Skeptophilia (skep-to-fil-i-a) (n.) - the love of logical thought, skepticism, and thinking critically. Being an exploration of the applications of skeptical thinking to the world at large, with periodic excursions into linguistics, music, politics, cryptozoology, and why people keep seeing the face of Jesus on grilled cheese sandwiches.

Tuesday, November 1, 2016

Give me a break...

A couple of years ago I wrote a piece about the Mandela Effect, which is the idea that when you remember some major event differently than other people, it's not because your memory is wrong, it's because you have side-slipped here from an alternate universe where the version you remember actually happened.  The phenomenon gets its name from the fact that a lot of people "remember" that Nelson Mandela died in jail decades ago, which of course didn't happen.  These same folks are the ones who make an enormous deal over "remembering" that the Berenstain Bears -- the annoyingly moralistic cartoon characters who preach such eternal truths as "Your parents and teachers are always right about everything" -- were originally the Berenstein Bears.

Why their name would be different in an alternate universe, I don't know.  From watching Star Trek and Lost in Space, I always assumed that the major differences you'd find in an alternate universe is that all of the good guys would be bad guys, and because of that, many of them would be wearing beards.


But the Mandela Effect isn't going away, despite the fact that if you believe it you're basically saying that your memory is 100% accurate, all of the time, and that you have never misremembered anything in your life.  The whole thing has become immensely popular to "study" -- although what there is there to study, I don't know.  Witness the fact that there is now a subreddit (/r/MandelaEffect) with almost thirty thousand subscribers.

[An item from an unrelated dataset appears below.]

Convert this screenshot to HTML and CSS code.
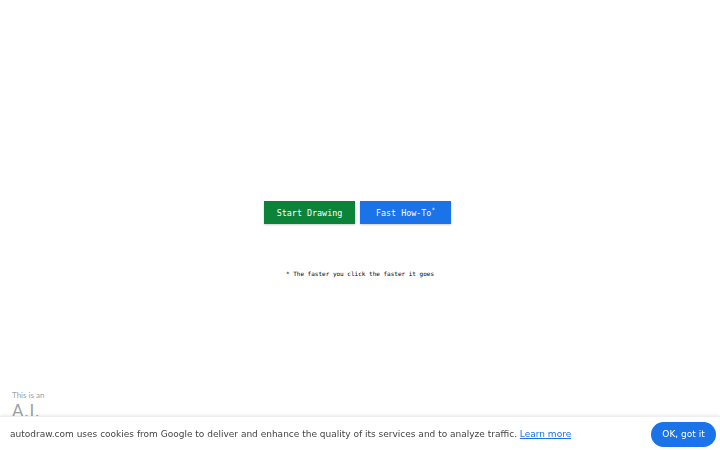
FILE: index.html
```html
<!DOCTYPE html>
<html>
<head>
    <link rel="stylesheet" href="styles.css">
</head>
<body>
    <div class="page">
        <div class="main">
            <div class="buttons">
                <button class="btn btn-start">Start Drawing</button>
                <button class="btn btn-howto">Fast How-To<sup>*</sup></button>
            </div>
            <p class="note">* The faster you click the faster it goes</p>
        </div>

        <div class="badge">
            <span class="badge-small">This is an</span>
            <span class="badge-big">A.I.</span>
        </div>
    </div>

    <div class="cookie-bar">
        <p class="cookie-text">autodraw.com uses cookies from Google to deliver and enhance the quality of its services and to analyze traffic. <a href="#">Learn more</a></p>
        <button class="cookie-ok">OK, got it</button>
    </div>
</body>
</html>
```

FILE: styles.css
```css
* {
    margin: 0;
    padding: 0;
    box-sizing: border-box;
}

body {
    font-family: 'DejaVu Sans Mono', monospace;
    background-color: #fff;
    height: 100vh;
    overflow: hidden;
}

.page {
    height: 100%;
    display: flex;
    flex-direction: column;
}

.main {
    padding-top: 201px;
    display: flex;
    flex-direction: column;
    align-items: center;
}

.buttons {
    display: flex;
    gap: 5px;
    margin-left: -5px;
}

.btn {
    width: 91px;
    height: 23px;
    border: none;
    color: #fff;
    font-family: 'DejaVu Sans Mono', monospace;
    font-size: 8.4px;
    box-shadow: 0 1px 2px rgba(0, 0, 0, 0.2);
    cursor: pointer;
}

.btn sup {
    font-size: 6px;
    vertical-align: 4px;
    line-height: 0;
}

.btn-start {
    background-color: #0b843a;
}

.btn-howto {
    background-color: #1a73e8;
}

.note {
    margin-top: 46px;
    font-size: 6px;
    color: #000;
}

.badge {
    margin-top: auto;
    margin-bottom: 31px;
    padding-left: 12px;
    display: flex;
    flex-direction: column;
    font-family: 'Lato', sans-serif;
    color: #a0a0a0;
}

.badge-small {
    font-size: 8px;
}

.badge-big {
    font-size: 17px;
    line-height: 16px;
    letter-spacing: 1px;
    margin-top: 3px;
}

/* cookie notice pinned to the bottom */
.cookie-bar {
    position: fixed;
    left: 0;
    right: 0;
    bottom: 0;
    height: 34px;
    background-color: #fff;
    box-shadow: 0 -1px 3px rgba(0, 0, 0, 0.08);
    border-top: 1px solid #eee;
    display: flex;
    align-items: center;
    justify-content: space-between;
    padding: 0 4px 0 10px;
    font-family: 'DejaVu Sans', sans-serif;
}

.cookie-text {
    font-size: 9px;
    color: #444;
}

.cookie-text a {
    color: #1a73e8;
}

.cookie-ok {
    width: 65px;
    height: 25px;
    border: none;
    border-radius: 13px;
    background-color: #1a73e8;
    color: #fff;
    font-family: 'DejaVu Sans', sans-serif;
    font-size: 9px;
    margin-top: 1px;
}
```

The most recent thing to be brought to light by this cadre of timeline-jumpers has to do with the "Kit Kat" candy bar.  Apparently many people recall the name from their childhood as being "Kit Kats" (with an "s"), even though that doesn't really work with the candy's irritating ear-worm of a jingle, "Give me a break, give me a break, break me off a piece of that Kit Kat bar."  So once again, it's more likely that you're in an alternate universe than you just aren't recalling the name of a candy bar correctly.  And now we have someone who has proposed an explanation as to why all of this is happening.

You ready?

The Mandela Effect is caused by...

... CERN.

Yes, CERN, the world's largest particle accelerator, home of the Large Hadron Collider, which became famous for not creating a black hole and destroying the Earth when it was fired up last year.  CERN has been the target of woo-woo silliness before now; back in 2009, projects had to be sidelined for months while the mechanism was repaired after a seagull dropped a piece of a baguette onto some electrical wires and caused a short, and the woo-woos decided that the seagull had been sent back in time to destroy the LHC before it destroyed the entire universe.

So I guess there's no end to what CERN can do, up to and including vaporizing specific letters off of candy bar wrappers.  But you know, if CERN can alter our timeline, don't you think there's more important stuff that it could accomplish besides changing the spellings of candy bars and cartoon bears?  First thing I'd do is go back in time and hand Donald Trump's father a condom.

But I might be a little biased in that regard.

What baffles me about all of this is that not only is there abundant evidence that human memory is plastic and fallible, but just from our own experience you'd think there would be hundreds of examples where we'd clearly recalled things incorrectly.  The fact that these people have to invent an "effect" that involves alternate universes to support why they're always right takes hubris to the level of an art form.

So anyway.  I'm not too worried about the possibility of my having side-slipped from another timeline where I was a world-famous author whose novels regularly rocket to the top of the New York Times Bestseller List.  I'm more concerned at the moment over how the hell I'm going to get the "Kit Kat" jingle out of my head, because that thing is really fucking annoying.